Mastering Fault Tolerance: Ensuring High Availability for Kubernetes Pods
Are Kubernetes pods highly available by default? - Partially true! :p
Certainly! Let's consider a scenario where you have deployed a cluster (let's stick with EKS for simplicity and my preference) and have deployed node groups across 3 availability zones, consisting of 6 worker nodes. Now, when scheduling a deployment with 3 replicas, can you guarantee that they will be evenly spread across the nodes?
The answer is no!
It's challenging to expect such even distribution based on my exploration. However, Kubernetes provides an out-of-the-box solution to address this problem. This solution requires some preparation and planning during the setup stage.
We can delve into this detail in our blog post.
Strategies for Making Pods Highly Available in Kubernetes
Node affinity: Node affinity is similar to node selector with additional flexibility. There are two types of node affinity.
requiredDuringSchedulingIgnoredDuringExecution: The scheduler can't schedule the Pod unless the rule is met. This functions like nodeSelector, but with a more expressive/customizable/flexible syntax.**
preferredDuringSchedulingIgnoredDuringExecution: The scheduler tries to find a node that meets the rule. If a matching node is not available, the scheduler still schedules the Pod.**
The above will help us to attract pods to respective nodes based on the labels and constraints.

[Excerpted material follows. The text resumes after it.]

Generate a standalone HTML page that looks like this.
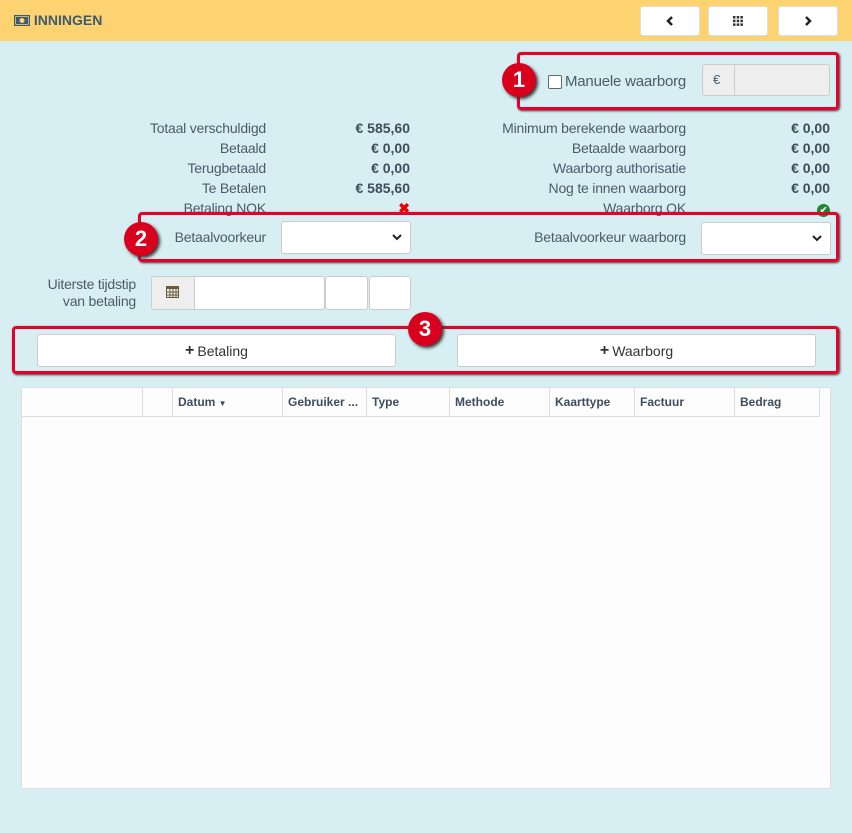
<!DOCTYPE html><html><head><style>
body{margin:0;width:852px;height:833px;background:#d7eef2;font-family:"Liberation Sans",sans-serif;color:#4b5b6b;position:relative;overflow:hidden}
.a{position:absolute}
.hdr{left:0;top:0;width:852px;height:41px;background:#fdd271}
.hb{background:#fff;border:1px solid #ddd;border-radius:3px;height:28px;top:6px;width:58px;display:flex;align-items:center;justify-content:center}
.lab{font-size:14px;text-align:right;white-space:nowrap;letter-spacing:-0.2px}
.val{font-size:14px;font-weight:bold;text-align:right;color:#3d4d5c}
.red{border:3px solid #e8002a;border-radius:4px;box-shadow:1px 1px 2px #333}
.badge{width:34px;height:34px;border-radius:50%;background:#d8001c;color:#fff;font-weight:bold;font-size:22px;display:flex;align-items:center;justify-content:center;box-shadow:2px 2px 3px #333}
.inp{background:#fff;border:1px solid #ccc;border-radius:3px;box-sizing:border-box}
.btn{background:#fff;border:1px solid #ccc;border-radius:3px;box-sizing:border-box;height:33px;display:flex;align-items:center;justify-content:center;font-size:14px;color:#333}
th{font-size:12px;font-weight:bold;text-align:left;padding:0 5px;border-right:1px solid #ddd;height:28px;color:#3d4d5c}
.chev{position:absolute;right:8px;top:11px}
</style></head><body>
<div class="a hdr"></div>
<div class="a" style="left:14px;top:12px;font-weight:bold;font-size:14px;color:#3e5a6e;display:flex;align-items:center">
<svg width="16" height="11" viewBox="0 0 16 11"><rect x="0.5" y="0.5" width="15" height="10" fill="none" stroke="#3e5a6e" stroke-width="1.5"/><rect x="2" y="2" width="12" height="7" fill="#3e5a6e"/><circle cx="8" cy="5.5" r="2.5" fill="#fdd271"/></svg>&nbsp;INNINGEN</div>
<div class="a hb" style="left:640px"><svg width="8" height="10"><path d="M6 1L2 5l4 4" fill="none" stroke="#222" stroke-width="2.5"/></svg></div>
<div class="a hb" style="left:708px"><svg width="10" height="10"><g fill="#333"><rect x="0" y="0" width="2.5" height="2.5"/><rect x="3.7" y="0" width="2.5" height="2.5"/><rect x="7.4" y="0" width="2.5" height="2.5"/><rect x="0" y="3.7" width="2.5" height="2.5"/><rect x="3.7" y="3.7" width="2.5" height="2.5"/><rect x="7.4" y="3.7" width="2.5" height="2.5"/><rect x="0" y="7.4" width="2.5" height="2.5"/><rect x="3.7" y="7.4" width="2.5" height="2.5"/><rect x="7.4" y="7.4" width="2.5" height="2.5"/></g></svg></div>
<div class="a hb" style="left:778px"><svg width="8" height="10"><path d="M2 1l4 4-4 4" fill="none" stroke="#222" stroke-width="2.5"/></svg></div>

<div class="a red" style="left:517px;top:52px;width:316px;height:52px"></div>
<div class="a badge" style="left:502px;top:63px">1</div>
<div class="a" style="left:548px;top:75px;width:12px;height:12px;border:1px solid #666;border-radius:2px;background:#fff"></div>
<div class="a lab" style="left:565px;top:73px;font-size:15px">Manuele waarborg</div>
<div class="a" style="left:702px;top:64px;width:128px;height:32px;background:#eee;border:1px solid #ccc;border-radius:3px;box-sizing:border-box"></div>
<div class="a" style="left:734px;top:64px;width:1px;height:32px;background:#ccc"></div>
<div class="a" style="left:713px;top:72px;font-size:13px">€</div>

<div class="a lab" style="right:586px;top:118px;line-height:20px">Totaal verschuldigd<br>Betaald<br>Terugbetaald<br>Te Betalen<br>Betaling NOK</div>
<div class="a val" style="right:442px;top:118px;line-height:20px">€ 585,60<br>€ 0,00<br>€ 0,00<br>€ 585,60<br><span style="color:#e00">✖</span></div>
<div class="a lab" style="right:166px;top:118px;line-height:20px">Minimum berekende waarborg<br>Betaalde waarborg<br>Waarborg authorisatie<br>Nog te innen waarborg<br>Waarborg OK</div>
<div class="a val" style="right:22px;top:118px;line-height:20px">€ 0,00<br>€ 0,00<br>€ 0,00<br>€ 0,00<br><span style="display:inline-block;width:13px;height:13px;border-radius:50%;background:#1a8a2a;color:#fff;font-size:9px;line-height:13px;text-align:center">✔</span></div>

<div class="a red" style="left:138px;top:212px;width:695px;height:44px"></div>
<div class="a badge" style="left:124px;top:222px">2</div>
<div class="a lab" style="right:586px;top:229px">Betaalvoorkeur</div>
<div class="a inp" style="left:281px;top:221px;width:130px;height:33px"><svg class="chev" width="10" height="8"><path d="M1 2l4 4 4-4" fill="none" stroke="#222" stroke-width="2"/></svg></div>
<div class="a lab" style="right:166px;top:229px">Betaalvoorkeur waarborg</div>
<div class="a inp" style="left:701px;top:222px;width:130px;height:33px"><svg class="chev" width="10" height="8"><path d="M1 2l4 4 4-4" fill="none" stroke="#222" stroke-width="2"/></svg></div>

<div class="a lab" style="right:716px;top:276px;line-height:17px">Uiterste tijdstip<br>van betaling</div>
<div class="a inp" style="left:151px;top:276px;width:174px;height:34px;background:#eee"></div>
<div class="a inp" style="left:194px;top:276px;width:131px;height:34px;border-radius:0 3px 3px 0"></div>
<svg class="a" style="left:166px;top:285px" width="13" height="13"><rect x="0.5" y="1.5" width="12" height="11" fill="none" stroke="#6b5a3a"/><rect x="0" y="1" width="13" height="3" fill="#6b5a3a"/><path d="M1 7h11M1 10h11M4 4v9M7 4v9M10 4v9" stroke="#6b5a3a"/></svg>
<div class="a inp" style="left:325px;top:276px;width:43px;height:34px"></div>
<div class="a inp" style="left:369px;top:276px;width:42px;height:34px"></div>

<div class="a red" style="left:12px;top:326px;width:821px;height:42px"></div>
<div class="a btn" style="left:37px;top:334px;width:359px"><b style="font-size:16px;margin-right:3px">+</b>Betaling</div>
<div class="a btn" style="left:457px;top:334px;width:359px"><b style="font-size:16px;margin-right:3px">+</b>Waarborg</div>
<div class="a badge" style="left:408px;top:312px">3</div>

<div class="a" style="left:21px;top:387px;width:810px;height:402px;background:#fdfdfd;border:1px solid #ddd;box-sizing:border-box">
<table style="border-collapse:collapse;width:798px;table-layout:fixed;border-bottom:1px solid #ddd"><tr>
<th style="width:110px"></th><th style="width:19px"></th><th style="width:99px">Datum <span style="font-size:8px">▼</span></th><th style="width:73px">Gebruiker ...</th><th style="width:72px">Type</th><th style="width:89px">Methode</th><th style="width:74px">Kaarttype</th><th style="width:89px">Factuur</th><th style="width:74px">Bedrag</th></tr></table></div>
</body></html>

To deploy the pods across the worker nodes we use
Pod Topology Spread Constraints
TopologySpreadConstraints describes how a group of pods ought to spread across topology domains. The scheduler will schedule pods in a way that abides by the constraints. All topologySpreadConstraints are ANDed.**
Example definition file for the same
apiVersion: v1 kind: Pod metadata: name: example-pod spec:
Configure a topology spread constraint
---
apiVersion: v1
kind: Pod
metadata:
name: example-pod
spec:
# Configure a topology spread constraint
topologySpreadConstraints:
- maxSkew: 1
topologyKey: kubernetes.io/hostname
whenUnsatisfiable: ScheduleAnyway
labelSelector:
matchLabelKeys:
- app-name
### other Pod fields go here
maxSkew - The extent of uneven distribution in Kubernetes is defined by a parameter, which is set to a default value of 1. This means that at least one pod should be scheduled on each node.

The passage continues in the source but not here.